# DATA BLOCK start
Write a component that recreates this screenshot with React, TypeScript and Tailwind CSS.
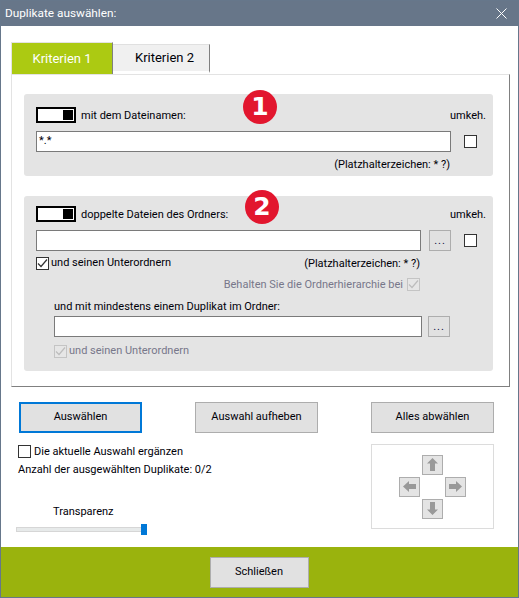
import type { ReactNode } from "react";

function Toggle() {
  return (
    <span className="flex h-4 w-10 shrink-0 items-center justify-end border-2 border-black bg-white pr-[1px]">
      <span className="h-[10px] w-[10px] bg-black" />
    </span>
  );
}

function Box({ checked, disabled, className = "" }: { checked?: boolean; disabled?: boolean; className?: string }) {
  return (
    <span className={`flex h-[13px] w-[13px] shrink-0 items-center justify-center border ${disabled ? "border-[#c4c4c4] bg-[#e6e6e6]" : "border-[#333] bg-white"} ${className}`}>
      {checked && (
        <svg width="11" height="11" viewBox="0 0 11 11" fill="none">
          <path d="M1 5.5 L4 8.5 L10 1.5" stroke={disabled ? "#bdbdbd" : "#333"} strokeWidth="1.2" />
        </svg>
      )}
    </span>
  );
}

function Input({ w, value }: { w: string; value?: string }) {
  return (
    <div className={`h-[21px] border border-[#7a7a7a] bg-white pl-[2px] leading-[17px] ${w}`}>{value}</div>
  );
}

function Dots() {
  return (
    <div className="flex h-[21px] w-[22px] items-center justify-center border border-[#adadad] bg-[#e1e1e1] pt-[2px] tracking-[1px] text-[#101040]">
      ...
    </div>
  );
}

function Badge({ n, className }: { n: string; className: string }) {
  return (
    <span className={`absolute flex h-[34px] w-[34px] items-center justify-center rounded-full bg-[#e2162e] font-['DejaVu_Sans',sans-serif] text-[25px] font-bold text-white ${className}`}>
      {n}
    </span>
  );
}

function Btn({ children, w, focused }: { children: ReactNode; w: string; focused?: boolean }) {
  return (
    <div className={`flex h-[31px] items-center justify-center bg-[#e1e1e1] ${focused ? "border-2 border-[#0078d7]" : "border border-[#adadad]"} ${w}`}>
      {children}
    </div>
  );
}

function Arrow({ d }: { d: string }) {
  return (
    <div className="flex h-5 w-[21px] items-center justify-center border border-[#adadad] bg-[#e4e4e4]">
      <svg width="15" height="15" viewBox="0 0 15 15">
        <path d={d} fill="#999999" />
      </svg>
    </div>
  );
}

export default function App() {
  return (
    <div className="flex h-[598px] w-[519px] flex-col overflow-hidden border border-[#66778b] bg-white font-['Roboto',sans-serif] text-[11px] text-[#000008]">
      <div className="flex h-[25px] shrink-0 items-center justify-between bg-[#677689] pl-[4px] pr-[11px] text-[11.8px] text-white">
        <span>Duplikate auswählen:</span>
        <svg width="11" height="11" viewBox="0 0 11 11" fill="none">
          <path d="M0.5 0.5 L10.5 10.5 M10.5 0.5 L0.5 10.5" stroke="#fff" strokeWidth="1" />
        </svg>
      </div>

      <div className="flex-1 pl-[10px] pt-[16px]">
        <div className="flex h-[32px] items-end text-[13px]">
          <div className="flex h-[32px] w-[102px] items-center justify-center border-l border-r border-t border-[#e3e3e3] border-r-[#808080] bg-[#acca12] text-white">
            Kriterien 1
          </div>
          <div className="mb-px flex h-[29px] w-[97px] items-center justify-center border-b-2 border-r border-t border-[#e0e0e0] border-b-white border-r-[#808080] bg-[#f0f0f0] pb-[1px] pl-[7px]">
            Kriterien 2
          </div>
        </div>

        <div className="h-[313px] w-[499px] border border-[#e3e3e3] border-b-[#808080] border-r-[#808080] px-[12px] pt-[19px]">
          <div className="relative h-[82px] w-[469px] rounded-[3px] bg-[#e4e4e4] pl-3 pr-[7px] pt-[13px]">
            <Badge n="1" className="left-[219px] top-[-4px]" />
            <div className="flex h-4 items-center gap-[5px]">
              <Toggle />
              <span className="flex-1 pt-[2px]">mit dem Dateinamen:</span>
              <span className="pt-[3px]">umkeh.</span>
            </div>
            <div className="mt-2 flex items-center">
              <Input w="w-[415px]" value="*.*" />
              <Box className="ml-[13px]" />
            </div>
            <div className="mt-[5px] pr-[36px] text-right">(Platzhalterzeichen: * ?)</div>
          </div>

          <div className="relative mt-5 h-[175px] w-[469px] rounded-[3px] bg-[#e4e4e4] pl-3 pr-[7px] pt-[10px]">
            <Badge n="2" className="left-[221px] top-[-6px]" />
            <div className="flex h-4 items-center gap-[5px]">
              <Toggle />
              <span className="flex-1 pt-[2px]">doppelte Dateien des Ordners:</span>
              <span className="pt-[2px]">umkeh.</span>
            </div>
            <div className="mt-2 flex items-center">
              <Input w="w-[385px]" />
              <div className="ml-2">
                <Dots />
              </div>
              <Box className="ml-[13px]" />
            </div>
            <div className="mt-[3px] flex h-[18px] items-center pr-[66px]">
              <Box checked />
              <span className="ml-[2px] flex-1 pt-px">und seinen Unterordnern</span>
              <span className="pt-[2px]">(Platzhalterzeichen: * ?)</span>
            </div>
            <div className="mt-[3px] flex h-[18px] items-center justify-end pr-[66px] text-[#77778a]">
              <span className="mr-[4px] pt-[2px]">Behalten Sie die Ordnerhierarchie bei</span>
              <Box checked disabled />
            </div>
            <div className="mt-[5px] pl-[18px]">
              <div className="leading-[18px]">und mit mindestens einem Duplikat im Ordner:</div>
              <div className="flex">
                <Input w="w-[368px]" />
                <div className="ml-[6px]">
                  <Dots />
                </div>
              </div>
              <div className="mt-[5px] flex h-[18px] items-center text-[#77778a]">
                <Box checked disabled />
                <span className="ml-[2px]">und seinen Unterordnern</span>
              </div>
            </div>
          </div>
        </div>

        <div className="mt-[15px] flex justify-between pl-2 pr-[24px]">
          <Btn w="w-[123px]" focused>Auswählen</Btn>
          <Btn w="w-[123px]">Auswahl aufheben</Btn>
          <Btn w="w-[123px]">Alles abwählen</Btn>
        </div>

        <div className="mt-[11px] flex justify-between pl-[7px] pr-[24px]">
          <div className="pt-[1px]">
            <div className="flex h-[13px] items-center">
              <Box />
              <span className="ml-[3px] pt-px">Die aktuelle Auswahl ergänzen</span>
            </div>
            <div className="mt-[3px] leading-[18px]">Anzahl der ausgewählten Duplikate: 0/2</div>
            <div className="mt-[24px] pl-[35px] leading-[18px]">Transparenz</div>
            <div className="relative ml-[-2px] mt-[6px] h-[5px] w-[131px] border border-[#d6d6d6] bg-[#e7eaea]">
              <span className="absolute left-[124px] top-[-4px] h-[11px] w-[6px] bg-[#0078d7]" />
            </div>
          </div>
          <div className="grid h-[85px] w-[123px] grid-cols-[21px_21px_21px] grid-rows-[20px_20px_20px] content-center justify-center gap-[2px] border border-[#dcdcdc]">
            <span />
            <Arrow d="M7.5 1 L13 6.5 H10 V14 H5 V6.5 H2 Z" />
            <span />
            <Arrow d="M1 7.5 L7 2 V5 H14 V10 H7 V13 Z" />
            <span />
            <Arrow d="M14 7.5 L8 2 V5 H1 V10 H8 V13 Z" />
            <span />
            <Arrow d="M7.5 14 L13 8.5 H10 V1 H5 V8.5 H2 Z" />
            <span />
          </div>
        </div>
      </div>

      <div className="flex h-[50px] shrink-0 items-center justify-center bg-[#9ab30d] pr-[1px]">
        <Btn w="w-[99px]">Schließen</Btn>
      </div>
    </div>
  );
}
# DATA BLOCK end
WRITTEN TASK
Omitting all images, print the listing exactly.

ANSWER IN FULL
Write a component that recreates this screenshot with React, TypeScript and Tailwind CSS.
import type { ReactNode } from "react";

function Toggle() {
  return (
    <span className="flex h-4 w-10 shrink-0 items-center justify-end border-2 border-black bg-white pr-[1px]">
      <span className="h-[10px] w-[10px] bg-black" />
    </span>
  );
}

function Box({ checked, disabled, className = "" }: { checked?: boolean; disabled?: boolean; className?: string }) {
  return (
    <span className={`flex h-[13px] w-[13px] shrink-0 items-center justify-center border ${disabled ? "border-[#c4c4c4] bg-[#e6e6e6]" : "border-[#333] bg-white"} ${className}`}>
      {checked && (
        <svg width="11" height="11" viewBox="0 0 11 11" fill="none">
          <path d="M1 5.5 L4 8.5 L10 1.5" stroke={disabled ? "#bdbdbd" : "#333"} strokeWidth="1.2" />
        </svg>
      )}
    </span>
  );
}

function Input({ w, value }: { w: string; value?: string }) {
  return (
    <div className={`h-[21px] border border-[#7a7a7a] bg-white pl-[2px] leading-[17px] ${w}`}>{value}</div>
  );
}

function Dots() {
  return (
    <div className="flex h-[21px] w-[22px] items-center justify-center border border-[#adadad] bg-[#e1e1e1] pt-[2px] tracking-[1px] text-[#101040]">
      ...
    </div>
  );
}

function Badge({ n, className }: { n: string; className: string }) {
  return (
    <span className={`absolute flex h-[34px] w-[34px] items-center justify-center rounded-full bg-[#e2162e] font-['DejaVu_Sans',sans-serif] text-[25px] font-bold text-white ${className}`}>
      {n}
    </span>
  );
}

function Btn({ children, w, focused }: { children: ReactNode; w: string; focused?: boolean }) {
  return (
    <div className={`flex h-[31px] items-center justify-center bg-[#e1e1e1] ${focused ? "border-2 border-[#0078d7]" : "border border-[#adadad]"} ${w}`}>
      {children}
    </div>
  );
}

function Arrow({ d }: { d: string }) {
  return (
    <div className="flex h-5 w-[21px] items-center justify-center border border-[#adadad] bg-[#e4e4e4]">
      <svg width="15" height="15" viewBox="0 0 15 15">
        <path d={d} fill="#999999" />
      </svg>
    </div>
  );
}

export default function App() {
  return (
    <div className="flex h-[598px] w-[519px] flex-col overflow-hidden border border-[#66778b] bg-white font-['Roboto',sans-serif] text-[11px] text-[#000008]">
      <div className="flex h-[25px] shrink-0 items-center justify-between bg-[#677689] pl-[4px] pr-[11px] text-[11.8px] text-white">
        <span>Duplikate auswählen:</span>
        <svg width="11" height="11" viewBox="0 0 11 11" fill="none">
          <path d="M0.5 0.5 L10.5 10.5 M10.5 0.5 L0.5 10.5" stroke="#fff" strokeWidth="1" />
        </svg>
      </div>

      <div className="flex-1 pl-[10px] pt-[16px]">
        <div className="flex h-[32px] items-end text-[13px]">
          <div className="flex h-[32px] w-[102px] items-center justify-center border-l border-r border-t border-[#e3e3e3] border-r-[#808080] bg-[#acca12] text-white">
            Kriterien 1
          </div>
          <div className="mb-px flex h-[29px] w-[97px] items-center justify-center border-b-2 border-r border-t border-[#e0e0e0] border-b-white border-r-[#808080] bg-[#f0f0f0] pb-[1px] pl-[7px]">
            Kriterien 2
          </div>
        </div>

        <div className="h-[313px] w-[499px] border border-[#e3e3e3] border-b-[#808080] border-r-[#808080] px-[12px] pt-[19px]">
          <div className="relative h-[82px] w-[469px] rounded-[3px] bg-[#e4e4e4] pl-3 pr-[7px] pt-[13px]">
            <Badge n="1" className="left-[219px] top-[-4px]" />
            <div className="flex h-4 items-center gap-[5px]">
              <Toggle />
              <span className="flex-1 pt-[2px]">mit dem Dateinamen:</span>
              <span className="pt-[3px]">umkeh.</span>
            </div>
            <div className="mt-2 flex items-center">
              <Input w="w-[415px]" value="*.*" />
              <Box className="ml-[13px]" />
            </div>
            <div className="mt-[5px] pr-[36px] text-right">(Platzhalterzeichen: * ?)</div>
          </div>

          <div className="relative mt-5 h-[175px] w-[469px] rounded-[3px] bg-[#e4e4e4] pl-3 pr-[7px] pt-[10px]">
            <Badge n="2" className="left-[221px] top-[-6px]" />
            <div className="flex h-4 items-center gap-[5px]">
              <Toggle />
              <span className="flex-1 pt-[2px]">doppelte Dateien des Ordners:</span>
              <span className="pt-[2px]">umkeh.</span>
            </div>
            <div className="mt-2 flex items-center">
              <Input w="w-[385px]" />
              <div className="ml-2">
                <Dots />
              </div>
              <Box className="ml-[13px]" />
            </div>
            <div className="mt-[3px] flex h-[18px] items-center pr-[66px]">
              <Box checked />
              <span className="ml-[2px] flex-1 pt-px">und seinen Unterordnern</span>
              <span className="pt-[2px]">(Platzhalterzeichen: * ?)</span>
            </div>
            <div className="mt-[3px] flex h-[18px] items-center justify-end pr-[66px] text-[#77778a]">
              <span className="mr-[4px] pt-[2px]">Behalten Sie die Ordnerhierarchie bei</span>
              <Box checked disabled />
            </div>
            <div className="mt-[5px] pl-[18px]">
              <div className="leading-[18px]">und mit mindestens einem Duplikat im Ordner:</div>
              <div className="flex">
                <Input w="w-[368px]" />
                <div className="ml-[6px]">
                  <Dots />
                </div>
              </div>
              <div className="mt-[5px] flex h-[18px] items-center text-[#77778a]">
                <Box checked disabled />
                <span className="ml-[2px]">und seinen Unterordnern</span>
              </div>
            </div>
          </div>
        </div>

        <div className="mt-[15px] flex justify-between pl-2 pr-[24px]">
          <Btn w="w-[123px]" focused>Auswählen</Btn>
          <Btn w="w-[123px]">Auswahl aufheben</Btn>
          <Btn w="w-[123px]">Alles abwählen</Btn>
        </div>

        <div className="mt-[11px] flex justify-between pl-[7px] pr-[24px]">
          <div className="pt-[1px]">
            <div className="flex h-[13px] items-center">
              <Box />
              <span className="ml-[3px] pt-px">Die aktuelle Auswahl ergänzen</span>
            </div>
            <div className="mt-[3px] leading-[18px]">Anzahl der ausgewählten Duplikate: 0/2</div>
            <div className="mt-[24px] pl-[35px] leading-[18px]">Transparenz</div>
            <div className="relative ml-[-2px] mt-[6px] h-[5px] w-[131px] border border-[#d6d6d6] bg-[#e7eaea]">
              <span className="absolute left-[124px] top-[-4px] h-[11px] w-[6px] bg-[#0078d7]" />
            </div>
          </div>
          <div className="grid h-[85px] w-[123px] grid-cols-[21px_21px_21px] grid-rows-[20px_20px_20px] content-center justify-center gap-[2px] border border-[#dcdcdc]">
            <span />
            <Arrow d="M7.5 1 L13 6.5 H10 V14 H5 V6.5 H2 Z" />
            <span />
            <Arrow d="M1 7.5 L7 2 V5 H14 V10 H7 V13 Z" />
            <span />
            <Arrow d="M14 7.5 L8 2 V5 H1 V10 H8 V13 Z" />
            <span />
            <Arrow d="M7.5 14 L13 8.5 H10 V1 H5 V8.5 H2 Z" />
            <span />
          </div>
        </div>
      </div>

      <div className="flex h-[50px] shrink-0 items-center justify-center bg-[#9ab30d] pr-[1px]">
        <Btn w="w-[99px]">Schließen</Btn>
      </div>
    </div>
  );
}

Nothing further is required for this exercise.